For this assignment, everyone needs an Oracle account.
If you filled out a Class Signup Sheet, we
shall send your leland account to Stuart Miyasato, who is the
administrator for the oracle installation at Stanford.
If you have not given us a signup sheet, please get it to Ms. Siroker
You may also email her your leland account, but please do not use
cs145-help for this purpose.
Step 2 of Your PDA (Personal Database Application)
- Please attach a copy of your E/R schema from the PDA part of
If you have modified your design because of TA feedback (or any other
reason), please hand in the modified design instead; the new design will
not be graded but will be compared with your relational design.
- (20 pts.)
Use the method for translating an E/R diagram to relations described in
class and the text to produce a set of relations from your E/R design.
Specify your relational schema using the notation of Section 3.1.2,
and please be sure to underline key attributes.
- (20 pts.) Are there any flaws in the relational database
schema you get from part (b)?
Are there opportunities to combine relations without introducing
If so, indicate which, and if not, tell us there are none.
Are there examples of non-BCNF relation schemas?
If so, do you want to decompose them?
For each opportunity to combine or decompose
relations, decide whether or not to do
so, and explain your reasoning briefly (e.g., tell us what queries you
expect will be typical for your database, and tell how the design you
pick facilitates them).
Is there anything
you still don't like about the schema (e.g., attribute names, relation
structure, duplicated information, etc.)? If so, modify the relational
schema to something you prefer. You will be working with this schema quite
a bit, so it's worth spending some time to make sure you're happy with
- Login to Oracle, using your Oracle account, which should be set up
early in October.
Use the Oracle Introductory Guide to see
how to login and change your password.
Try some simple commands, such as help or table (relation) creation.
No credit will be given,
but it is important that people try logging in as soon as there is a good
chance your login will be recognized. We'll need time to handle login problems
such as someone who thinks they are registered for the class and isn't.
Don't forget to save a copy of your PDA for reference as you
do Step 3 of the PDA.
- (40 pts.)
In this problem, we shall design a database using various models.
The data involves cities, the countries they are in, and
The relevant information:
- Each city is in a unique country. Data about cities include the
name of the city and its population.
Names of cities are unique within countries, but two cities in different
countries may have the same name (and possibly even the same
- Information about a country includes its name and
its head of state. You may assume no
two countries have the same name.
- Information about a consulate includes its name, which is unique
(e.g., ``consulate of the United States in Toronto'') and its street address
(which is unique within a city, but might not be unique among all
consulates in different cities).
- Cities and the country they are in
are related by a relationship In.
- Consulates and the city in which each is located
are related by a relationship
Countries and consulates are related by a representation
Each country represented by a consulate has a consul, who is represented
only by a name.
A subtle point is that occasionally, a consulate will represent more
that one country.
For example, country A may not have diplomatic relations with country B,
so A will ask country C to represent A's interests in country B at their
In that case, the consul for country A is actually a citizen of country
C, and that person will likely not be the same as the consul for country
C at the same consulate.
While you might assume that a country would have at most one consulate
in a given city, that is not always the case.

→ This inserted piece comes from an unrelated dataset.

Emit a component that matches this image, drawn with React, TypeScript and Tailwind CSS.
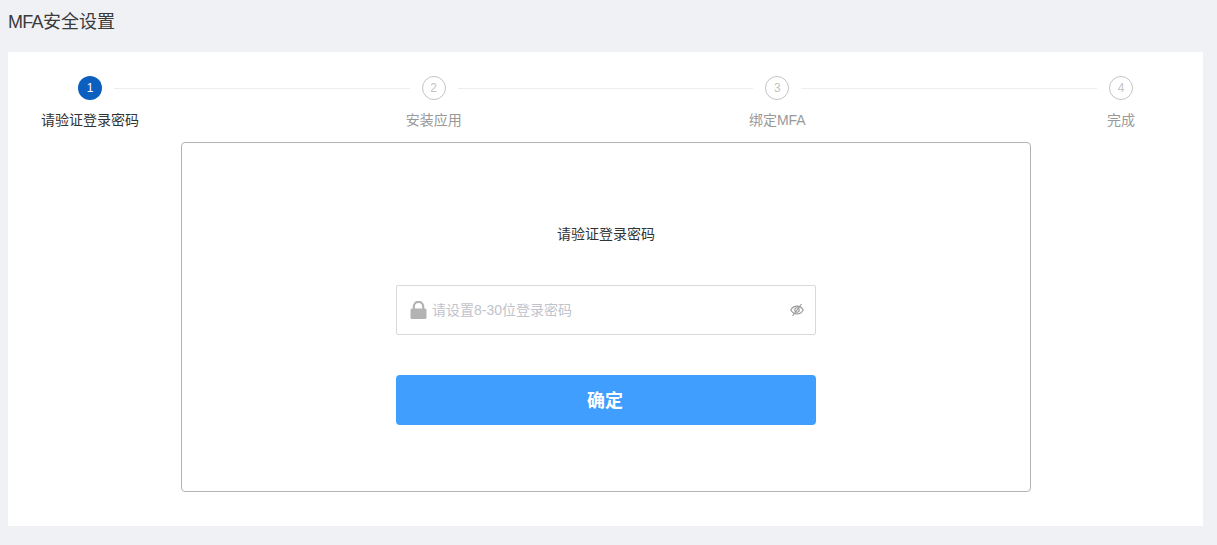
import React from 'react';

const STEPS = ['请验证登录密码', '安装应用', '绑定MFA', '完成'];

const StepCircle: React.FC<{ n: number; active: boolean }> = ({ n, active }) => (
  <div
    className={`w-6 h-6 shrink-0 rounded-full flex items-center justify-center text-[12px] ${
      active ? 'bg-[#0b5fbf] text-white' : 'border border-[#c4c4c4] text-[#c4c4c4]'
    }`}
  >
    {n}
  </div>
);

const App: React.FC = () => {
  return (
    <div className="h-[545px] bg-[#f0f1f5] px-2 font-['Liberation_Sans','Noto_Sans_CJK_SC',sans-serif] overflow-hidden">
      <div className="h-[52px] pt-[10px] text-[18px] leading-[24px] text-[#3a3a3a]">
        <span className="tracking-[-0.7px]">MFA</span>安全设置
      </div>

      <div className="w-[1195px] h-[474px] bg-white pt-6">
        {/* Stepper */}
        <div className="flex items-center px-[70px]">
          {STEPS.map((_, i) => (
            <React.Fragment key={i}>
              <StepCircle n={i + 1} active={i === 0} />
              {i < STEPS.length - 1 && <div className="flex-1 h-px bg-[#eeeeee] mx-3" />}
            </React.Fragment>
          ))}
        </div>
        <div className="flex justify-between px-[33px] mt-[9px]">
          {STEPS.map((label, i) => (
            <div
              key={label}
              className={`w-[98px] text-center text-[14px] leading-[22px] whitespace-nowrap ${
                i === 0 ? 'text-[#333]' : 'text-[#999]'
              }`}
            >
              {label}
            </div>
          ))}
        </div>

        {/* Password card */}
        <div className="w-[850px] h-[350px] ml-[173px] mt-[11px] border border-[#b4b4b4] rounded-[4px] flex flex-col items-center">
          <div className="mt-[80px] text-[14px] leading-[22px] text-[#333]">请验证登录密码</div>
          <div className="mt-[40px] w-[420px] h-[50px] border border-[#d9d9d9] rounded-[2px] flex items-center pl-[13px] pr-[11px]">
            <svg width="17" height="18" viewBox="0 0 17 18" className="shrink-0">
              <path d="M3.800 8V5.500a4.700 4.700 0 0 1 9.400 0V8" fill="none" stroke="#b3b3b3" strokeWidth="2.200" />
              <rect x="0.500" y="7.500" width="16" height="10.500" rx="1.500" fill="#b3b3b3" />
            </svg>
            <span className="ml-[5px] flex-1 text-[14px] text-[#c0c4cc]">请设置8-30位登录密码</span>
            <svg width="14" height="14" viewBox="0 0 14 14" fill="none" stroke="#999999" strokeWidth="1.100">
              <path d="M0.700 7c1.500-2.600 3.600-3.900 6.300-3.900S11.800 4.400 13.300 7c-1.500 2.600-3.600 3.900-6.300 3.900S2.200 9.600.7 7z" />
              <circle cx="7" cy="7" r="2.200" />
              <path d="M11.500 1 2.500 13" />
            </svg>
          </div>
          <button className="mt-[40px] w-[420px] h-[50px] pt-[2px] pr-[2px] bg-[#409eff] rounded-[4px] text-white text-[18px] font-bold">
            确定
          </button>
        </div>
      </div>
    </div>
  );
};

export default App;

For example, the US retains two consulates in Jerusalem.
Draw an E/R diagram that represents, as best you can, the information
Do not forget to indicate keys, possible weak entity sets, and arrows on
relationships where appropriate.
Draw a network diagram for the same information.
Draw a representation for this information in the hierarchical model.
Design a relational database schema for this information.
Please indicate keys in your relation schemas.
If your schema has any redundancy, you should tell us about it, but you
need not remove redundancy.
- (20 pts.)
There are a number of different kinds of automobiles.
All automobiles have a model name and a manufacturer
(e.g., Honda =
manufacturer; Accord = model).
Most automobiles have gas engines; these have a number of cylinders
(noCyl, as an attribute).
A few automobiles have electric engines; these have a voltage.
Some automobiles are SUV's; these may be either gas or electric, and
they have an attribute capacity.
Draw an E/R diagram for the classes of automobiles.
You do not need to invent entity sets such as ``electric SUV''; the
entities that are electric SUV's will have a representative in both the
``electric'' entity set and the SUV entity set.
Convert your E/R diagram to relations, using the ``E/R'' style of
Show the schema of each relation, including keys, and also show how the
data would be placed in this database schema, if the cars in question
were a Honda Accord, 4 cyl., a Nissan Pathfinder SUV with a 6-cylinder
engine and a 100 cu. ft. capacity, a General Motors EV1 electric with a
12-volt engine, and a Range-Rover eRover model electric SUV with a
110-volt motor, a 90 cu. ft. capacity,
and a 200-mile extension cord (OK; the extension-cord bit
is a joke, but use the rest of the data).
Show the design using the ``object-oriented'' style of translation to
relations. Show how the data of part (b) would be stored in the
Show the design using a single relation with nulls.
Again, show the data of part (b) in this relation.